Abraham first received the gospel by baptism (which is the covenant of salvation); then he had conferred upon him the higher priesthood, and he entered into celestrial marriage (which is the covenant of exhaltation), gaining assurance thereby that he would have eternal increase; finally he received a promise that all of these blessings would be offered to all of his mortal posterity. (Abra. 2: 6-11, D & C 132:29-50) Included in the mortal divine promises to Abraham was the assurance that Christ would come through his lineage, and the assurance that Abraham's posterity would receive certain choice, promised lands as an eternal inheritance. (Abra. 2: Gen 17: 22: 15-18, Gal 3)
All of these promises lumped together are called the Abrahamic covenant.

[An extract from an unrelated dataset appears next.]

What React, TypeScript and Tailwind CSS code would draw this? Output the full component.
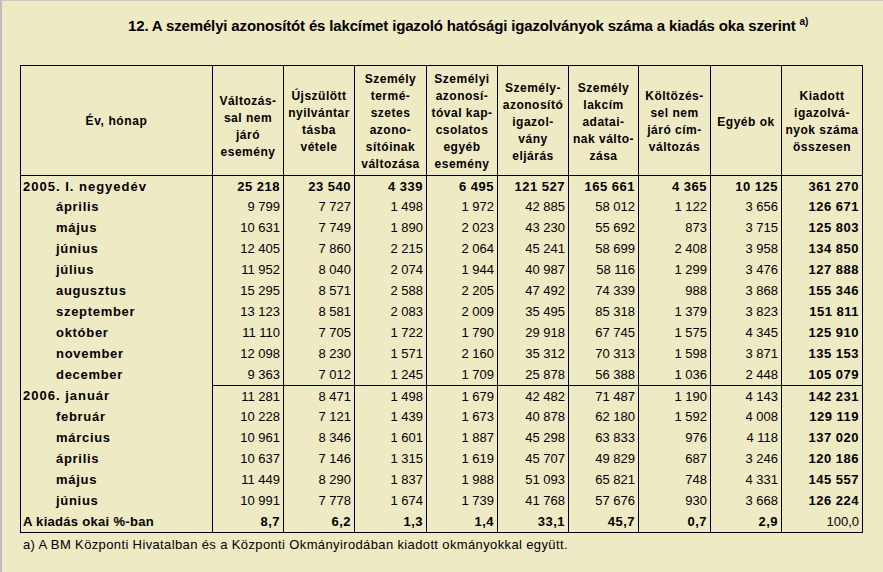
import React from "react";

type Row = { label: string; indent: boolean; vals: string[]; allBold?: boolean; lastBold?: boolean; sepTop?: boolean; pct?: boolean };

const raw: [string, boolean, string][] = [
  ["2005. I. negyedév", false, "25 218|23 540|4 339|6 495|121 527|165 661|4 365|10 125|361 270"],
  ["április", true, "9 799|7 727|1 498|1 972|42 885|58 012|1 122|3 656|126 671"],
  ["május", true, "10 631|7 749|1 890|2 023|43 230|55 692|873|3 715|125 803"],
  ["június", true, "12 405|7 860|2 215|2 064|45 241|58 699|2 408|3 958|134 850"],
  ["július", true, "11 952|8 040|2 074|1 944|40 987|58 116|1 299|3 476|127 888"],
  ["augusztus", true, "15 295|8 571|2 588|2 205|47 492|74 339|988|3 868|155 346"],
  ["szeptember", true, "13 123|8 581|2 083|2 009|35 495|85 318|1 379|3 823|151 811"],
  ["október", true, "11 110|7 705|1 722|1 790|29 918|67 745|1 575|4 345|125 910"],
  ["november", true, "12 098|8 230|1 571|2 160|35 312|70 313|1 598|3 871|135 153"],
  ["december", true, "9 363|7 012|1 245|1 709|25 878|56 388|1 036|2 448|105 079"],
  ["2006. január", false, "11 281|8 471|1 498|1 679|42 482|71 487|1 190|4 143|142 231"],
  ["február", true, "10 228|7 121|1 439|1 673|40 878|62 180|1 592|4 008|129 119"],
  ["március", true, "10 961|8 346|1 601|1 887|45 298|63 833|976|4 118|137 020"],
  ["április", true, "10 637|7 146|1 315|1 619|45 707|49 829|687|3 246|120 186"],
  ["május", true, "11 449|8 290|1 837|1 988|51 093|65 821|748|4 331|145 557"],
  ["június", true, "10 991|7 778|1 674|1 739|41 768|57 676|930|3 668|126 224"],
  ["A kiadás okai %-ban", false, "8,7|6,2|1,3|1,4|33,1|45,7|0,7|2,9|100,0"],
];

const rows: Row[] = raw.map(([label, indent, v], i) => ({
  label,
  indent,
  vals: v.split("|"),
  allBold: i === 0,
  sepTop: i === 10,
  pct: i === 16,
}));

const headers: string[][] = [
  ["Változás-", "sal nem", "járó", "esemény"],
  ["Újszülött", "nyilvántar", "tásba", "vétele"],
  ["Személy", "termé-", "szetes", "azono-", "sítóinak", "változása"],
  ["Személyi", "azonosí-", "tóval kap-", "csolatos", "egyéb", "esemény"],
  ["Személy-", "azonosító", "igazol-", "vány", "eljárás"],
  ["Személy", "lakcím", "adatai-", "nak válto-", "zása"],
  ["Költözés-", "sel nem", "járó cím-", "változás"],
  ["Egyéb ok"],
  ["Kiadott", "igazolvá-", "nyok száma", "összesen"],
];

const widths = [192, 71, 71, 72, 71, 71, 70, 72, 71, 81];

export default function App() {
  return (
    <div
      className="w-[883px] h-[572px] bg-[#EEEAC4] border-l-2 border-t border-l-[#BFBFBF] border-t-[#C8C8C8] overflow-hidden"
      style={{ fontFamily: '"Liberation Sans", Arial, sans-serif' }}
    >
      <div className="pt-[13px] pl-[126px] h-[64px]">
        <span
          className="text-[15px] font-bold text-black leading-[22px] tracking-[-0.15px] whitespace-nowrap"
          style={{ fontFamily: '"Liberation Sans Narrow", "Arial Narrow", "Liberation Sans", sans-serif' }}
        >
          12. A személyi azonosítót és lakcímet igazoló hatósági igazolványok száma a kiadás oka szerint
          <sup className="text-[10px] ml-[4px] relative -top-[6px] tracking-normal">a)</sup>
        </span>
      </div>
      <div className="pl-[18px]">
        <table className="border-collapse table-fixed border border-black text-black" style={{ width: 843 }}>
          <colgroup>
            {widths.map((w, i) => (
              <col key={i} style={{ width: w }} />
            ))}
          </colgroup>
          <thead>
            <tr className="h-[110px]">
              <th className="border border-black text-[12px] font-bold tracking-[0.6px] text-center align-middle p-0">
                Év, hónap
              </th>
              {headers.map((h, i) => (
                <th
                  key={i}
                  className={`border border-black text-[12px] font-bold tracking-[0.5px] leading-[17px] text-center align-middle px-0 pb-0 whitespace-nowrap ${
                    i === 0 ? "pt-[12px]" : "pt-[3px]"
                  }`}
                >
                  {h.map((l, j) => (
                    <div key={j}>{l}</div>
                  ))}
                </th>
              ))}
            </tr>
          </thead>
          <tbody>
            {rows.map((r, i) => (
              <tr key={i} className="h-[21px]">
                <td
                  className={`border-r border-black text-[13px] font-bold whitespace-nowrap p-0 ${
                    r.indent ? "pl-[35px] tracking-[0.7px]" : r.pct ? "pl-[2px] tracking-[0.3px]" : "pl-[2px] tracking-[1px]"
                  }`}
                >
                  {r.label}
                </td>
                {r.vals.map((v, j) => {
                  const bold = r.allBold || (r.pct ? j < 8 : j === 8);
                  return (
                    <td
                      key={j}
                      className={`border-r border-black text-right pr-[3px] p-0 text-[13px] whitespace-nowrap ${
                        bold ? "font-bold tracking-[0.5px]" : "font-normal"
                      } ${r.sepTop ? "border-t" : ""}`}
                    >
                      {v}
                    </td>
                  );
                })}
              </tr>
            ))}
          </tbody>
        </table>
      </div>
      <div className="pl-[21px] pt-[4px] text-[13px] text-black leading-[16px] tracking-[0.37px] whitespace-nowrap">
        a) A BM Központi Hivatalban és a Központi Okmányirodában kiadott okmányokkal együtt.
      </div>
    </div>
  );
}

This covenant was renewed with Isaac (Gen 24:60; 26: 1-4), 24) and again with Jacob. (Gen 28; 35: 9-13) ; 48:3-4) Those portions of it which pertain to personal exaltation and eternal increase are renewed with each member of the house of Israel who enters the order of celestial marriage; through that order the participating parties become inheritors of all the blessing of Abraham, Isaac, and Jacob. (D&C 132: Rom 9:4 Gal 3:4) 
            Bruce R. McConkie Mormon Doctrine 1966 Salt Lake City BookCraft 

Once I understood the importance of the covenant in my life I was able to go back and do a reread through Chapter 17.

God Says:

  • I will make my covenant ... will multiply thee exceedingly  vs 2 
  • I will make thee exceedingly fruitful  v. 6
  • I will establish my covenant between me and thee and thy seed v. 7 
  • I will give unto thee and unto thy seed after, the land v. 8 
  • I will be their God v. 8 
  • I will bless her and give her a son v. 16 
  • I will establish my covenant with him for an everlasting covenant and with his seed after him v. 19 
  • I will establish my covenant with Isaac v. 21 
What a strong friendship. A strong promise. Who can go wrong with the God of Abraham? 
I am grateful for my baptismal covenant, for my marriage covenant, and for the reliability of the promises God made unto Abraham... and unto me.